───── COLLECTED MATERIAL ─────

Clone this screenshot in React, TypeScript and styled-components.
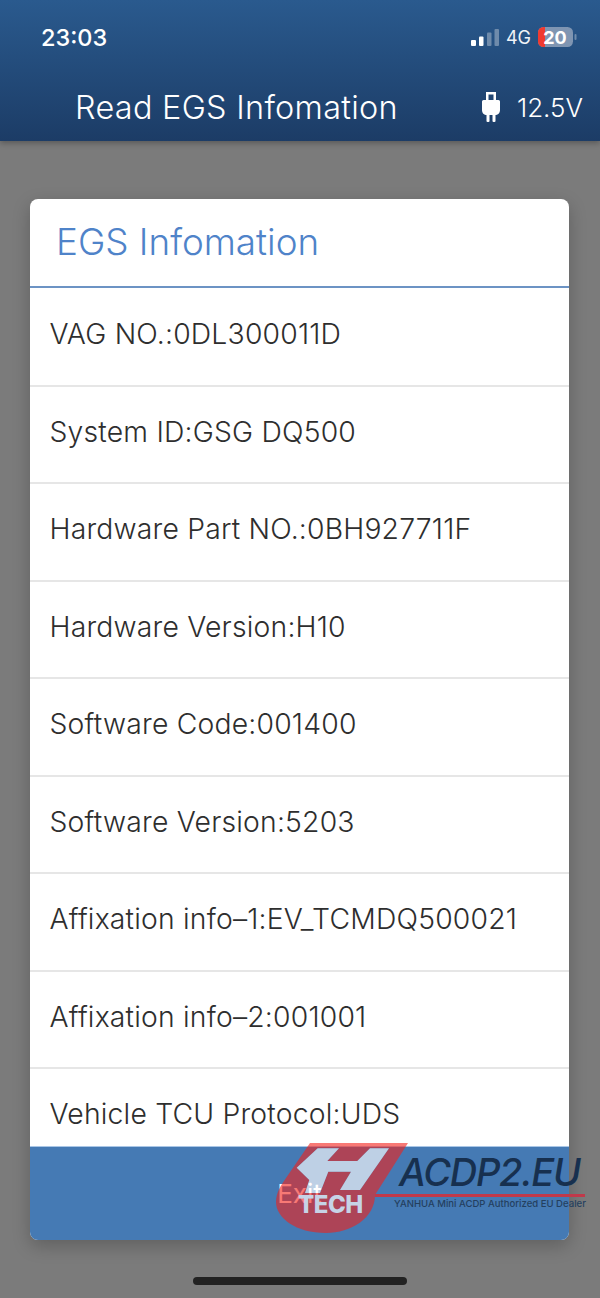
import React from "react";
import styled, { createGlobalStyle } from "styled-components";

const Global = createGlobalStyle`
  html, body { margin: 0; padding: 0; }
  body { background: #7b7b7b; font-family: "Inter", "Liberation Sans", sans-serif; }
`;

const Screen = styled.div`
  position: relative;
  width: 600px;
  height: 1298px;
  overflow: hidden;
  background: #7b7b7b;
  display: flex;
  flex-direction: column;
`;

const Header = styled.header`
  height: 141px;
  box-sizing: border-box;
  padding: 0 17px 0 41px;
  background: linear-gradient(180deg, #2a5a8e 0%, #1c3c66 100%);
  box-shadow: 0 2px 6px rgba(0, 0, 0, 0.3);
  color: #fff;
  display: flex;
  flex-direction: column;
`;

const StatusBar = styled.div`
  height: 74px;
  display: flex;
  align-items: center;
  justify-content: space-between;
`;

const Clock = styled.span`
  font-size: 23.500px;
  font-weight: 500;
`;

const StatusIcons = styled.div`
  display: flex;
  align-items: center;
  gap: 7px;
  margin-right: 6px;
  color: #f0f3f7;
`;

const Network = styled.span`
  font-size: 18px;
  font-weight: 400;
`;

const NavBar = styled.div`
  display: flex;
  align-items: center;
  justify-content: space-between;
  padding-left: 34px;
  height: 66px;
`;

const NavTitle = styled.h1`
  margin: 0;
  font-size: 32.400px;
  font-weight: 300;
  letter-spacing: 0.3px;
`;

const Voltage = styled.div`
  display: flex;
  align-items: center;
  gap: 17px;
  font-size: 26px;
  font-weight: 300;
`;

const Body = styled.main`
  flex: 1;
  padding: 58px 31px 0 30px;
`;

const Card = styled.section`
  height: 1041px;
  display: flex;
  flex-direction: column;
  background: #fff;
  border-radius: 8px;
  overflow: hidden;
  box-shadow: 0 6px 18px rgba(0, 0, 0, 0.22);
`;

const CardTitle = styled.h2`
  margin: 0;
  height: 89px;
  box-sizing: border-box;
  padding: 20px 0 0 26px;
  font-size: 36.800px;
  font-weight: 300;
  color: #4f83c9;
  border-bottom: 2px solid #6c93c4;
`;

const List = styled.div`
  flex: 1;
  overflow: hidden;
  padding-top: 1px;
`;

const Row = styled.div`
  height: 97.5px;
  box-sizing: border-box;
  padding: 28px 0 0 19.500px;
  font-size: 28.300px;
  font-weight: 300;
  letter-spacing: 0.2px;
  color: #2e2e2e;
  border-bottom: 2px solid #e6e6e6;
`;

const ExitButton = styled.button`
  height: 94px;
  flex-shrink: 0;
  border: 0;
  border-top: 1px solid #a9c6e6;
  background: #457ab4;
  color: #fff;
  font: 400 26px "Inter", sans-serif;
`;

const HomeBar = styled.div`
  position: absolute;
  left: 193px;
  bottom: 13px;
  width: 214px;
  height: 8px;
  border-radius: 4px;
  background: #222;
`;

const Watermark = styled.div`
  position: absolute;
  left: 276px;
  top: 1143px;
  width: 320px;
  height: 92px;
  pointer-events: none;
`;

const MarkSvg = styled.svg`
  position: absolute;
  left: 0;
  top: 0;
`;

const TechText = styled.span`
  position: absolute;
  left: 22px;
  top: 47px;
  font-size: 24px;
  font-weight: 800;
  letter-spacing: -0.5px;
  color: #c6d3e6;
`;

const Brand = styled.span`
  position: absolute;
  left: 123px;
  top: 6px;
  font-size: 38px;
  font-style: italic;
  font-weight: 500;
  letter-spacing: -1.300px;
  color: #17304f;
`;

const BrandLine = styled.span`
  position: absolute;
  left: 99px;
  top: 51px;
  width: 210px;
  height: 2.500px;
  background: #c0394a;
`;

const Tagline = styled.span`
  position: absolute;
  left: 118px;
  top: 55px;
  font-size: 9.550px;
  font-weight: 500;
  color: #24405f;
  white-space: nowrap;
`;

const rows = [
  "VAG NO.:0DL300011D",
  "System ID:GSG DQ500",
  "Hardware Part NO.:0BH927711F",
  "Hardware Version:H10",
  "Software Code:001400",
  "Software Version:5203",
  "Affixation info–1:EV_TCMDQ500021",
  "Affixation info–2:001001",
  "Vehicle TCU Protocol:UDS",
];

function Signal() {
  return (
    <svg width="28" height="17" viewBox="0 0 28 17">
      <rect x="0" y="11" width="5" height="6" rx="1" fill="#fff" />
      <rect x="8" y="7.500" width="4.500" height="9.500" rx="1" fill="#fff" />
      <rect x="16" y="3.500" width="4.500" height="13.500" rx="1" fill="#6f8bab" />
      <rect x="23.500" y="0" width="4.500" height="17" rx="1" fill="#6f8bab" />
    </svg>
  );
}

function Battery() {
  return (
    <svg width="39" height="20" viewBox="0 0 39 20">
      <rect x="0" y="0" width="35" height="20" rx="5.500" fill="#7f95b2" />
      <path d="M5.500 0H7V20H5.500A5.500 5.500 0 0 1 0 14.500V5.500A5.500 5.500 0 0 1 5.500 0Z" fill="#f03a30" />
      <rect x="36.500" y="7" width="2" height="6" rx="1" fill="#6f8bab" />
      <text x="17" y="16.500" textAnchor="middle" fontSize="18" fontWeight="700" fontFamily="Inter, sans-serif" fill="#fff">20</text>
    </svg>
  );
}

function Plug() {
  return (
    <svg width="18" height="30" viewBox="0 0 18 30">
      <path d="M4 0H14V8H16.500A1.500 1.500 0 0 1 18 9.500V18C18 21 16 23 13 23H5C2 23 0 21 0 18V9.500A1.500 1.500 0 0 1 1.500 8H4ZM6.500 2.500V8H11.500V2.500Z" fill="#fff" fillRule="evenodd" />
      <rect x="4.500" y="22" width="3" height="8" rx="1" fill="#fff" />
      <rect x="10.500" y="22" width="3" height="8" rx="1" fill="#fff" />
    </svg>
  );
}

const hPath = "M41.700 5.300H63L51.300 18H81.300L94 5.300H113L84 47H64L75 28.700H52.300L44 50H29L33.300 37L20.700 24.700Z";

function LogoMark() {
  return (
    <MarkSvg width="136" height="92" viewBox="0 0 136 92">
      <path
        d={"M34 0H132L99 52C99 75 75 90 50 90C20 90 0 75 0 59C0 50 5 42 10 35Z" + hPath}
        fill="rgb(244,32,25)"
        fillOpacity="0.6"
        fillRule="evenodd"
      />
      <path d={hPath} fill="#fff" fillOpacity="0.65" />
    </MarkSvg>
  );
}

export default function App() {
  return (
    <>
      <Global />
      <Screen>
        <Header>
          <StatusBar>
            <Clock>23:03</Clock>
            <StatusIcons>
              <Signal />
              <Network>4G</Network>
              <Battery />
            </StatusIcons>
          </StatusBar>
          <NavBar>
            <NavTitle>Read EGS Infomation</NavTitle>
            <Voltage>
              <Plug />
              12.5V
            </Voltage>
          </NavBar>
        </Header>
        <Body>
          <Card>
            <CardTitle>EGS Infomation</CardTitle>
            <List>
              {rows.map((r) => (
                <Row key={r}>{r}</Row>
              ))}
            </List>
            <ExitButton>Exit</ExitButton>
          </Card>
        </Body>
        <HomeBar />
        <Watermark>
          <LogoMark />
          <TechText>TECH</TechText>
          <Brand>ACDP2.EU</Brand>
          <BrandLine />
          <Tagline>YANHUA Mini ACDP Authorized EU Dealer</Tagline>
        </Watermark>
      </Screen>
    </>
  );
}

─────

§ EXERCISE DIRECTIONS
Reproduce the listing word for word and omit its pictures.

§ SOLUTION TO THE PROBLEM
Clone this screenshot in React, TypeScript and styled-components.
import React from "react";
import styled, { createGlobalStyle } from "styled-components";

const Global = createGlobalStyle`
  html, body { margin: 0; padding: 0; }
  body { background: #7b7b7b; font-family: "Inter", "Liberation Sans", sans-serif; }
`;

const Screen = styled.div`
  position: relative;
  width: 600px;
  height: 1298px;
  overflow: hidden;
  background: #7b7b7b;
  display: flex;
  flex-direction: column;
`;

const Header = styled.header`
  height: 141px;
  box-sizing: border-box;
  padding: 0 17px 0 41px;
  background: linear-gradient(180deg, #2a5a8e 0%, #1c3c66 100%);
  box-shadow: 0 2px 6px rgba(0, 0, 0, 0.3);
  color: #fff;
  display: flex;
  flex-direction: column;
`;

const StatusBar = styled.div`
  height: 74px;
  display: flex;
  align-items: center;
  justify-content: space-between;
`;

const Clock = styled.span`
  font-size: 23.500px;
  font-weight: 500;
`;

const StatusIcons = styled.div`
  display: flex;
  align-items: center;
  gap: 7px;
  margin-right: 6px;
  color: #f0f3f7;
`;

const Network = styled.span`
  font-size: 18px;
  font-weight: 400;
`;

const NavBar = styled.div`
  display: flex;
  align-items: center;
  justify-content: space-between;
  padding-left: 34px;
  height: 66px;
`;

const NavTitle = styled.h1`
  margin: 0;
  font-size: 32.400px;
  font-weight: 300;
  letter-spacing: 0.3px;
`;

const Voltage = styled.div`
  display: flex;
  align-items: center;
  gap: 17px;
  font-size: 26px;
  font-weight: 300;
`;

const Body = styled.main`
  flex: 1;
  padding: 58px 31px 0 30px;
`;

const Card = styled.section`
  height: 1041px;
  display: flex;
  flex-direction: column;
  background: #fff;
  border-radius: 8px;
  overflow: hidden;
  box-shadow: 0 6px 18px rgba(0, 0, 0, 0.22);
`;

const CardTitle = styled.h2`
  margin: 0;
  height: 89px;
  box-sizing: border-box;
  padding: 20px 0 0 26px;
  font-size: 36.800px;
  font-weight: 300;
  color: #4f83c9;
  border-bottom: 2px solid #6c93c4;
`;

const List = styled.div`
  flex: 1;
  overflow: hidden;
  padding-top: 1px;
`;

const Row = styled.div`
  height: 97.5px;
  box-sizing: border-box;
  padding: 28px 0 0 19.500px;
  font-size: 28.300px;
  font-weight: 300;
  letter-spacing: 0.2px;
  color: #2e2e2e;
  border-bottom: 2px solid #e6e6e6;
`;

const ExitButton = styled.button`
  height: 94px;
  flex-shrink: 0;
  border: 0;
  border-top: 1px solid #a9c6e6;
  background: #457ab4;
  color: #fff;
  font: 400 26px "Inter", sans-serif;
`;

const HomeBar = styled.div`
  position: absolute;
  left: 193px;
  bottom: 13px;
  width: 214px;
  height: 8px;
  border-radius: 4px;
  background: #222;
`;

const Watermark = styled.div`
  position: absolute;
  left: 276px;
  top: 1143px;
  width: 320px;
  height: 92px;
  pointer-events: none;
`;

const MarkSvg = styled.svg`
  position: absolute;
  left: 0;
  top: 0;
`;

const TechText = styled.span`
  position: absolute;
  left: 22px;
  top: 47px;
  font-size: 24px;
  font-weight: 800;
  letter-spacing: -0.5px;
  color: #c6d3e6;
`;

const Brand = styled.span`
  position: absolute;
  left: 123px;
  top: 6px;
  font-size: 38px;
  font-style: italic;
  font-weight: 500;
  letter-spacing: -1.300px;
  color: #17304f;
`;

const BrandLine = styled.span`
  position: absolute;
  left: 99px;
  top: 51px;
  width: 210px;
  height: 2.500px;
  background: #c0394a;
`;

const Tagline = styled.span`
  position: absolute;
  left: 118px;
  top: 55px;
  font-size: 9.550px;
  font-weight: 500;
  color: #24405f;
  white-space: nowrap;
`;

const rows = [
  "VAG NO.:0DL300011D",
  "System ID:GSG DQ500",
  "Hardware Part NO.:0BH927711F",
  "Hardware Version:H10",
  "Software Code:001400",
  "Software Version:5203",
  "Affixation info–1:EV_TCMDQ500021",
  "Affixation info–2:001001",
  "Vehicle TCU Protocol:UDS",
];

function Signal() {
  return (
    <svg width="28" height="17" viewBox="0 0 28 17">
      <rect x="0" y="11" width="5" height="6" rx="1" fill="#fff" />
      <rect x="8" y="7.500" width="4.500" height="9.500" rx="1" fill="#fff" />
      <rect x="16" y="3.500" width="4.500" height="13.500" rx="1" fill="#6f8bab" />
      <rect x="23.500" y="0" width="4.500" height="17" rx="1" fill="#6f8bab" />
    </svg>
  );
}

function Battery() {
  return (
    <svg width="39" height="20" viewBox="0 0 39 20">
      <rect x="0" y="0" width="35" height="20" rx="5.500" fill="#7f95b2" />
      <path d="M5.500 0H7V20H5.500A5.500 5.500 0 0 1 0 14.500V5.500A5.500 5.500 0 0 1 5.500 0Z" fill="#f03a30" />
      <rect x="36.500" y="7" width="2" height="6" rx="1" fill="#6f8bab" />
      <text x="17" y="16.500" textAnchor="middle" fontSize="18" fontWeight="700" fontFamily="Inter, sans-serif" fill="#fff">20</text>
    </svg>
  );
}

function Plug() {
  return (
    <svg width="18" height="30" viewBox="0 0 18 30">
      <path d="M4 0H14V8H16.500A1.500 1.500 0 0 1 18 9.500V18C18 21 16 23 13 23H5C2 23 0 21 0 18V9.500A1.500 1.500 0 0 1 1.500 8H4ZM6.500 2.500V8H11.500V2.500Z" fill="#fff" fillRule="evenodd" />
      <rect x="4.500" y="22" width="3" height="8" rx="1" fill="#fff" />
      <rect x="10.500" y="22" width="3" height="8" rx="1" fill="#fff" />
    </svg>
  );
}

const hPath = "M41.700 5.300H63L51.300 18H81.300L94 5.300H113L84 47H64L75 28.700H52.300L44 50H29L33.300 37L20.700 24.700Z";

function LogoMark() {
  return (
    <MarkSvg width="136" height="92" viewBox="0 0 136 92">
      <path
        d={"M34 0H132L99 52C99 75 75 90 50 90C20 90 0 75 0 59C0 50 5 42 10 35Z" + hPath}
        fill="rgb(244,32,25)"
        fillOpacity="0.6"
        fillRule="evenodd"
      />
      <path d={hPath} fill="#fff" fillOpacity="0.65" />
    </MarkSvg>
  );
}

export default function App() {
  return (
    <>
      <Global />
      <Screen>
        <Header>
          <StatusBar>
            <Clock>23:03</Clock>
            <StatusIcons>
              <Signal />
              <Network>4G</Network>
              <Battery />
            </StatusIcons>
          </StatusBar>
          <NavBar>
            <NavTitle>Read EGS Infomation</NavTitle>
            <Voltage>
              <Plug />
              12.5V
            </Voltage>
          </NavBar>
        </Header>
        <Body>
          <Card>
            <CardTitle>EGS Infomation</CardTitle>
            <List>
              {rows.map((r) => (
                <Row key={r}>{r}</Row>
              ))}
            </List>
            <ExitButton>Exit</ExitButton>
          </Card>
        </Body>
        <HomeBar />
        <Watermark>
          <LogoMark />
          <TechText>TECH</TechText>
          <Brand>ACDP2.EU</Brand>
          <BrandLine />
          <Tagline>YANHUA Mini ACDP Authorized EU Dealer</Tagline>
        </Watermark>
      </Screen>
    </>
  );
}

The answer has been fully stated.